When I wrote Brave New War back in 2006, I made this aggressive projection on how rapid technological change would change warfare:The threshold necessary for small groups to conduct global warfare has finally been breached, and we are only starting to feel its effects. Over time, in as little as perhaps twenty years and as the leverage of technology increases, this threshold will finally reach its culmination -- with the ability of one man to declare war on the world and win.
It seems that we are on track with my projection. Recently, we saw individuals leveraging the power of computers and networks launch (open source) protests that toppled governments. It didn't end there. Edward Snowden (love him or hate him) proved it is possible to wage a one-man information war against the biggest, most powerful national security establishment in the world. The US government. A country that spends more than all other countries in the world combined on national defense. He was able to:
- steal the crown jewels of the US security system by himself,
- initiate an information war against the entire US national security bureaucracy while eluding capture, and
- initiate economic disruptions that have done billions of dollars in damage to US corporations (from Boeing to RSA).
However, his successes don't end there, he's winning the war. This support from the editors of the New York Times indicates that he's already achieved most of what it takes to achieve a "moral victory" against the US government. Of course, this type of revolutionary change due to technology isn't isolated to the world of conflict, terrorism, and war. It's also going on in our economy.
In the economy, this superempowerment is destroying something else. Jobs. More on that at HomeFree America ...
Ouroboros is the mythical snake that eats its own tail.
In this case, it represents how modernity ends. It eats itself.

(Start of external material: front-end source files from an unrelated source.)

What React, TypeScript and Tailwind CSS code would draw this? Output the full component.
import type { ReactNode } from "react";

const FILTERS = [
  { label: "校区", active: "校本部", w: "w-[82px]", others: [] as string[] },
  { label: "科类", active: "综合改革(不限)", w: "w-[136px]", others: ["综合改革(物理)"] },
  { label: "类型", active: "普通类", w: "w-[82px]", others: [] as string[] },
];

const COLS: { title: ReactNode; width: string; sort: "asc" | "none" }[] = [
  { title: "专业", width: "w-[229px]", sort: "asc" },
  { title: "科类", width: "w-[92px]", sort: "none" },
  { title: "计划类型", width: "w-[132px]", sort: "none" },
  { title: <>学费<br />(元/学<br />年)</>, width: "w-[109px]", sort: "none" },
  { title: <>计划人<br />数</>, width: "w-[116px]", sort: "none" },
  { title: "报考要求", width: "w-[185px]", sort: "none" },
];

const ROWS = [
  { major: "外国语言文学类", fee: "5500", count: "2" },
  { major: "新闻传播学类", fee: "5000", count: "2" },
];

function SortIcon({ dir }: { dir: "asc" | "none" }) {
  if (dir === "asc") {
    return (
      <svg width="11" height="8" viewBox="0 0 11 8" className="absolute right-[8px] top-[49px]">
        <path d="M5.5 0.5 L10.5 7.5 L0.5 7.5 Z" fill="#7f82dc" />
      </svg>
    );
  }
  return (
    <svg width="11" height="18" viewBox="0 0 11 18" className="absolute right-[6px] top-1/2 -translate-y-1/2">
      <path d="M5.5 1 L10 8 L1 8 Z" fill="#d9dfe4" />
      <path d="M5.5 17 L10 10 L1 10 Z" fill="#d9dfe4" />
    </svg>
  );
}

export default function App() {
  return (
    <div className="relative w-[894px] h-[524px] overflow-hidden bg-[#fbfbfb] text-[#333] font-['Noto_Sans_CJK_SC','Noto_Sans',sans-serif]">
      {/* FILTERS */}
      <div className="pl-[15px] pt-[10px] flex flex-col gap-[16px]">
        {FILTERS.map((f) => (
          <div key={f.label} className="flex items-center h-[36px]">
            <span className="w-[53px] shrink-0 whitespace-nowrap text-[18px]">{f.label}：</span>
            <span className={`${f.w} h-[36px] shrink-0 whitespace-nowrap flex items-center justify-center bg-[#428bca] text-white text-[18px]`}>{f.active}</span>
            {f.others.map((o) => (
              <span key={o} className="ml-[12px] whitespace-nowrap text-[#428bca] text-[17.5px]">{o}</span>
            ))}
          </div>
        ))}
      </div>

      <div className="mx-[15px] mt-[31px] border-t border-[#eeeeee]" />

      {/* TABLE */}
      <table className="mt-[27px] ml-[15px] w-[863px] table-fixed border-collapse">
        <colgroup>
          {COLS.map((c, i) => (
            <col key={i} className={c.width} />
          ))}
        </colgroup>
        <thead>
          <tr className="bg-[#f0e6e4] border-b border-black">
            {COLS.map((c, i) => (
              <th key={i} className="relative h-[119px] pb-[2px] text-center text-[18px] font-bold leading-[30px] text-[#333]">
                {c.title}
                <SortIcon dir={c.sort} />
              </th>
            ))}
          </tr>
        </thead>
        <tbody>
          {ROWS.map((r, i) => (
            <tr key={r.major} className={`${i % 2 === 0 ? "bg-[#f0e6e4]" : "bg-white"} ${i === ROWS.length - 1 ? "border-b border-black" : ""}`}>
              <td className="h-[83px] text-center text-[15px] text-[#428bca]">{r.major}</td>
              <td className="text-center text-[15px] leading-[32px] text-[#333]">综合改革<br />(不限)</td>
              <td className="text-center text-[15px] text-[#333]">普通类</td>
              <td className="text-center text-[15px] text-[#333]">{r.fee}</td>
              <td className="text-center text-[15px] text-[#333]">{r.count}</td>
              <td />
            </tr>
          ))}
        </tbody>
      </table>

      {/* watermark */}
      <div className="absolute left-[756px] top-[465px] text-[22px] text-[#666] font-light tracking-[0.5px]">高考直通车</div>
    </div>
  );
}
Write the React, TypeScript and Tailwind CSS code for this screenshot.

Specifically, the technologies the modern system accelerated, are in the process of obsoleting it.
Eating its value, industry by industry. Job by job.
The end of this way of life is likely to be traumatic.
Here's more detail on this.
I'm still writing my next book online.
Today's pages might be of interest to GG readers.
It's entitled "The National Insecurity State"
There's also some thinking on the end of bureaucracy if you are interested.
I suspect the only thing the US national security bureaucracy can do is launch new arms races -- as we have done in cyber, drones, and genetics (if you count GMOs)~
- Weaponized computer worms/viruses/malware. Legal bot networks that control/manipulate society and markets (think in terms of quant hedge funds).
- Drones/robots. Weaponized drones that at first self-perpetuate by acquiring fuel from the environment. Weaponized drones that can self-replicate ala 3-D fabrication and scavanged materials (think rep-rap).
- Superbugs/superweeds (some may be aided by engineered modification, but all get their start due to the stupidity of growing food in monocultures). Organisms that can wipe out monocultures and cause the loss of productive farmland and crops ond a global scale.